DATASET SECTION>
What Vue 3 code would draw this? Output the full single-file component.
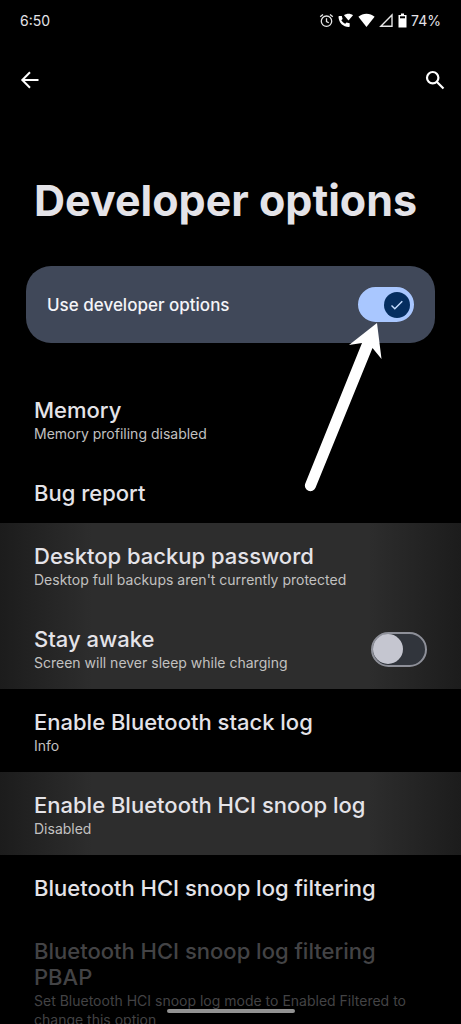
<template>
  <div class="screen">
    <div class="status-bar">
      <span>6:50</span>
      <div class="status-icons">
        <svg width="15" height="15" viewBox="0 0 15 15" fill="none" stroke="#e6e6e6" stroke-width="1.3">
          <circle cx="7.5" cy="8.2" r="5.2" />
          <path d="M7.5 5.2v3.3l2.3 1.3M1.2 3.8l2.8-2.4M13.8 3.8L11 1.4" />
        </svg>
        <svg width="16" height="15" viewBox="0 0 16 15" fill="#fff">
          <path d="M1.2 3h2.6l.8 3-1.3 1.3c.9 1.5 2.1 2.7 3.9 3.5l1.3-1.4 3.2.9v2.6c0 .6-.4 1.1-1 1.1C5.2 14 .8 9.8.5 4c0-.6.2-1 .7-1z" />
          <path d="M6 2.2C8.6.2 12.4.2 15 2.2l-4.5 5.4z" />
        </svg>
        <svg width="17" height="15" viewBox="0 0 17 15" fill="#fff">
          <path d="M.4 3.8C5-.3 12-.3 16.6 3.8L8.5 14z" />
        </svg>
        <svg width="15" height="15" viewBox="0 0 15 15" fill="none" stroke="#e6e6e6" stroke-width="1.4">
          <path d="M13 2v11.3H1.8z" />
        </svg>
        <svg width="9" height="15" viewBox="0 0 9 15">
          <path d="M3 .5h3V2h2.5v12.5h-8V2H3z" fill="#fff" />
          <path d="M2 3.3h5v2H2z" fill="#000" />
        </svg>
        <span>74%</span>
      </div>
    </div>

    <header class="toolbar">
      <button aria-label="Back">
        <svg width="20" height="20" viewBox="0 0 20 20" fill="none" stroke="#fff" stroke-width="2">
          <path d="M18.5 10H2.5M10 2.3L2.3 10l7.7 7.7" />
        </svg>
      </button>
      <button aria-label="Search">
        <svg width="20" height="20" viewBox="0 0 20 20" fill="none" stroke="#fff" stroke-width="2.2">
          <circle cx="7.7" cy="7.7" r="5.7" />
          <path d="M12 12l6.5 6.5" />
        </svg>
      </button>
    </header>

    <h1>Developer options</h1>

    <div class="main-switch">
      <label for="use-dev">Use developer options</label>
      <span class="switch">
        <input id="use-dev" v-model="enabled" type="checkbox" />
        <svg v-if="enabled" class="check" width="14" height="14" viewBox="0 0 14 14" fill="none" stroke="#c4dcff" stroke-width="1.4">
          <path d="M1.5 7.5l3.3 3.3 7.5-7.6" />
        </svg>
      </span>
      <!-- Arrow pointing at the switch -->
      <svg class="pointer" width="80" height="170" viewBox="0 0 80 170" fill="#fff">
        <path d="M73 1L45 23l13-2L1.3 161.5a5.5 5.5 0 0 0 10.2 4.2L68.5 26l9 11z" />
      </svg>
    </div>

    <ul class="options">
      <li
        v-for="item in options"
        :key="item.id"
        :class="{ highlight: item.highlight, disabled: item.disabled }"
      >
        <div class="text">
          <component :is="item.toggle ? 'label' : 'div'" class="title" :for="item.toggle ? item.id : null">
            {{ item.title }}
          </component>
          <div v-if="item.summary" class="summary">{{ item.summary }}</div>
        </div>
        <span v-if="item.toggle" class="switch">
          <input :id="item.id" v-model="stayAwake" type="checkbox" />
        </span>
      </li>
    </ul>

    <div class="home-bar"></div>
  </div>
</template>

<script setup>
import { ref } from 'vue'

const enabled = ref(true)
const stayAwake = ref(false)

const options = [
  { id: 'memory', title: 'Memory', summary: 'Memory profiling disabled' },
  { id: 'bug-report', title: 'Bug report' },
  {
    id: 'backup-password',
    title: 'Desktop backup password',
    summary: "Desktop full backups aren't currently protected",
    highlight: true,
  },
  {
    id: 'stay-awake',
    title: 'Stay awake',
    summary: 'Screen will never sleep while charging',
    highlight: true,
    toggle: true,
  },
  { id: 'stack-log', title: 'Enable Bluetooth stack log', summary: 'Info' },
  {
    id: 'snoop-log',
    title: 'Enable Bluetooth HCI snoop log',
    summary: 'Disabled',
    highlight: true,
  },
  { id: 'snoop-filter', title: 'Bluetooth HCI snoop log filtering' },
  {
    id: 'snoop-pbap',
    title: 'Bluetooth HCI snoop log filtering PBAP',
    summary: 'Set Bluetooth HCI snoop log mode to Enabled Filtered to change this option',
    disabled: true,
  },
]
</script>

<style>
body {
  margin: 0;
  background: #000;
}
</style>

<style scoped>
.screen {
  height: 100vh;
  overflow: hidden;
  background: #000;
  color: #e4e3e8;
  font-family: Inter, 'Liberation Sans', sans-serif;
}

.status-bar {
  display: flex;
  justify-content: space-between;
  align-items: center;
  height: 40px;
  padding: 0 20px;
  font-size: 14px;
}

.status-icons {
  display: flex;
  align-items: center;
  gap: 4px;
}

.toolbar {
  display: flex;
  justify-content: space-between;
  align-items: center;
  height: 80px;
  padding: 0 16px 0 20px;
}

.toolbar button {
  display: flex;
  padding: 0;
  border: none;
  background: none;
  cursor: pointer;
}

h1 {
  margin: 52px 34px 38px;
  font-size: 43px;
  line-height: 56px;
  font-weight: 700;
}

.main-switch {
  position: relative;
  display: flex;
  justify-content: space-between;
  align-items: center;
  height: 77px;
  margin: 0 26px 34px;
  padding: 0 21px;
  border-radius: 25px;
  background: #404859;
  color: #f4f4f8;
  font-size: 17px;
  font-weight: 500;
}

.pointer {
  position: absolute;
  top: 56px;
  right: 51px;
  pointer-events: none;
}

.switch {
  position: relative;
  display: flex;
  flex-shrink: 0;
}

.switch input {
  appearance: none;
  display: flex;
  align-items: center;
  box-sizing: border-box;
  width: 56px;
  height: 35px;
  margin: 0;
  border: 2px solid #8e9099;
  border-radius: 18px;
  background: #31353c;
  cursor: pointer;
}

.switch input::before {
  content: '';
  width: 30px;
  height: 30px;
  border-radius: 50%;
  background: #c5c6d0;
}

.switch input:checked {
  justify-content: flex-end;
  padding-right: 2px;
  border-color: #a9c7ff;
  background: #a9c7ff;
}

.switch input:checked::before {
  width: 26px;
  height: 26px;
  background: #052e60;
}

.check {
  position: absolute;
  top: 11px;
  right: 10px;
  pointer-events: none;
}

.options {
  margin: 0;
  padding: 0;
  list-style: none;
}

.options li {
  display: flex;
  justify-content: space-between;
  align-items: center;
  padding: 20px 34px 17px;
}

.options .highlight {
  background: linear-gradient(90deg, #1c1c1c, #2d2d2d 20%, #2d2d2d 80%, #1c1c1c);
}

.title {
  display: block;
  font-size: 22px;
  line-height: 26px;
  font-weight: 500;
}

.summary {
  margin-top: 1px;
  color: #c2c1c0;
  font-size: 14px;
  line-height: 19px;
}

.disabled .title,
.disabled .summary {
  color: #434345;
}

.home-bar {
  position: fixed;
  bottom: 11px;
  left: 50%;
  width: 128px;
  height: 4px;
  border-radius: 2px;
  background: #929292;
  transform: translateX(-50%);
}
</style>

YOUR GOAL>
Skip every picture and transcribe the data above exactly.

THE COMPLETED TASK>
What Vue 3 code would draw this? Output the full single-file component.
<template>
  <div class="screen">
    <div class="status-bar">
      <span>6:50</span>
      <div class="status-icons">
        <svg width="15" height="15" viewBox="0 0 15 15" fill="none" stroke="#e6e6e6" stroke-width="1.3">
          <circle cx="7.5" cy="8.2" r="5.2" />
          <path d="M7.5 5.2v3.3l2.3 1.3M1.2 3.8l2.8-2.4M13.8 3.8L11 1.4" />
        </svg>
        <svg width="16" height="15" viewBox="0 0 16 15" fill="#fff">
          <path d="M1.2 3h2.6l.8 3-1.3 1.3c.9 1.5 2.1 2.7 3.9 3.5l1.3-1.4 3.2.9v2.6c0 .6-.4 1.1-1 1.1C5.2 14 .8 9.8.5 4c0-.6.2-1 .7-1z" />
          <path d="M6 2.2C8.6.2 12.4.2 15 2.2l-4.5 5.4z" />
        </svg>
        <svg width="17" height="15" viewBox="0 0 17 15" fill="#fff">
          <path d="M.4 3.8C5-.3 12-.3 16.6 3.8L8.5 14z" />
        </svg>
        <svg width="15" height="15" viewBox="0 0 15 15" fill="none" stroke="#e6e6e6" stroke-width="1.4">
          <path d="M13 2v11.3H1.8z" />
        </svg>
        <svg width="9" height="15" viewBox="0 0 9 15">
          <path d="M3 .5h3V2h2.5v12.5h-8V2H3z" fill="#fff" />
          <path d="M2 3.3h5v2H2z" fill="#000" />
        </svg>
        <span>74%</span>
      </div>
    </div>

    <header class="toolbar">
      <button aria-label="Back">
        <svg width="20" height="20" viewBox="0 0 20 20" fill="none" stroke="#fff" stroke-width="2">
          <path d="M18.5 10H2.5M10 2.3L2.3 10l7.7 7.7" />
        </svg>
      </button>
      <button aria-label="Search">
        <svg width="20" height="20" viewBox="0 0 20 20" fill="none" stroke="#fff" stroke-width="2.2">
          <circle cx="7.7" cy="7.7" r="5.7" />
          <path d="M12 12l6.5 6.5" />
        </svg>
      </button>
    </header>

    <h1>Developer options</h1>

    <div class="main-switch">
      <label for="use-dev">Use developer options</label>
      <span class="switch">
        <input id="use-dev" v-model="enabled" type="checkbox" />
        <svg v-if="enabled" class="check" width="14" height="14" viewBox="0 0 14 14" fill="none" stroke="#c4dcff" stroke-width="1.4">
          <path d="M1.5 7.5l3.3 3.3 7.5-7.6" />
        </svg>
      </span>
      <!-- Arrow pointing at the switch -->
      <svg class="pointer" width="80" height="170" viewBox="0 0 80 170" fill="#fff">
        <path d="M73 1L45 23l13-2L1.3 161.5a5.5 5.5 0 0 0 10.2 4.2L68.5 26l9 11z" />
      </svg>
    </div>

    <ul class="options">
      <li
        v-for="item in options"
        :key="item.id"
        :class="{ highlight: item.highlight, disabled: item.disabled }"
      >
        <div class="text">
          <component :is="item.toggle ? 'label' : 'div'" class="title" :for="item.toggle ? item.id : null">
            {{ item.title }}
          </component>
          <div v-if="item.summary" class="summary">{{ item.summary }}</div>
        </div>
        <span v-if="item.toggle" class="switch">
          <input :id="item.id" v-model="stayAwake" type="checkbox" />
        </span>
      </li>
    </ul>

    <div class="home-bar"></div>
  </div>
</template>

<script setup>
import { ref } from 'vue'

const enabled = ref(true)
const stayAwake = ref(false)

const options = [
  { id: 'memory', title: 'Memory', summary: 'Memory profiling disabled' },
  { id: 'bug-report', title: 'Bug report' },
  {
    id: 'backup-password',
    title: 'Desktop backup password',
    summary: "Desktop full backups aren't currently protected",
    highlight: true,
  },
  {
    id: 'stay-awake',
    title: 'Stay awake',
    summary: 'Screen will never sleep while charging',
    highlight: true,
    toggle: true,
  },
  { id: 'stack-log', title: 'Enable Bluetooth stack log', summary: 'Info' },
  {
    id: 'snoop-log',
    title: 'Enable Bluetooth HCI snoop log',
    summary: 'Disabled',
    highlight: true,
  },
  { id: 'snoop-filter', title: 'Bluetooth HCI snoop log filtering' },
  {
    id: 'snoop-pbap',
    title: 'Bluetooth HCI snoop log filtering PBAP',
    summary: 'Set Bluetooth HCI snoop log mode to Enabled Filtered to change this option',
    disabled: true,
  },
]
</script>

<style>
body {
  margin: 0;
  background: #000;
}
</style>

<style scoped>
.screen {
  height: 100vh;
  overflow: hidden;
  background: #000;
  color: #e4e3e8;
  font-family: Inter, 'Liberation Sans', sans-serif;
}

.status-bar {
  display: flex;
  justify-content: space-between;
  align-items: center;
  height: 40px;
  padding: 0 20px;
  font-size: 14px;
}

.status-icons {
  display: flex;
  align-items: center;
  gap: 4px;
}

.toolbar {
  display: flex;
  justify-content: space-between;
  align-items: center;
  height: 80px;
  padding: 0 16px 0 20px;
}

.toolbar button {
  display: flex;
  padding: 0;
  border: none;
  background: none;
  cursor: pointer;
}

h1 {
  margin: 52px 34px 38px;
  font-size: 43px;
  line-height: 56px;
  font-weight: 700;
}

.main-switch {
  position: relative;
  display: flex;
  justify-content: space-between;
  align-items: center;
  height: 77px;
  margin: 0 26px 34px;
  padding: 0 21px;
  border-radius: 25px;
  background: #404859;
  color: #f4f4f8;
  font-size: 17px;
  font-weight: 500;
}

.pointer {
  position: absolute;
  top: 56px;
  right: 51px;
  pointer-events: none;
}

.switch {
  position: relative;
  display: flex;
  flex-shrink: 0;
}

.switch input {
  appearance: none;
  display: flex;
  align-items: center;
  box-sizing: border-box;
  width: 56px;
  height: 35px;
  margin: 0;
  border: 2px solid #8e9099;
  border-radius: 18px;
  background: #31353c;
  cursor: pointer;
}

.switch input::before {
  content: '';
  width: 30px;
  height: 30px;
  border-radius: 50%;
  background: #c5c6d0;
}

.switch input:checked {
  justify-content: flex-end;
  padding-right: 2px;
  border-color: #a9c7ff;
  background: #a9c7ff;
}

.switch input:checked::before {
  width: 26px;
  height: 26px;
  background: #052e60;
}

.check {
  position: absolute;
  top: 11px;
  right: 10px;
  pointer-events: none;
}

.options {
  margin: 0;
  padding: 0;
  list-style: none;
}

.options li {
  display: flex;
  justify-content: space-between;
  align-items: center;
  padding: 20px 34px 17px;
}

.options .highlight {
  background: linear-gradient(90deg, #1c1c1c, #2d2d2d 20%, #2d2d2d 80%, #1c1c1c);
}

.title {
  display: block;
  font-size: 22px;
  line-height: 26px;
  font-weight: 500;
}

.summary {
  margin-top: 1px;
  color: #c2c1c0;
  font-size: 14px;
  line-height: 19px;
}

.disabled .title,
.disabled .summary {
  color: #434345;
}

.home-bar {
  position: fixed;
  bottom: 11px;
  left: 50%;
  width: 128px;
  height: 4px;
  border-radius: 2px;
  background: #929292;
  transform: translateX(-50%);
}
</style>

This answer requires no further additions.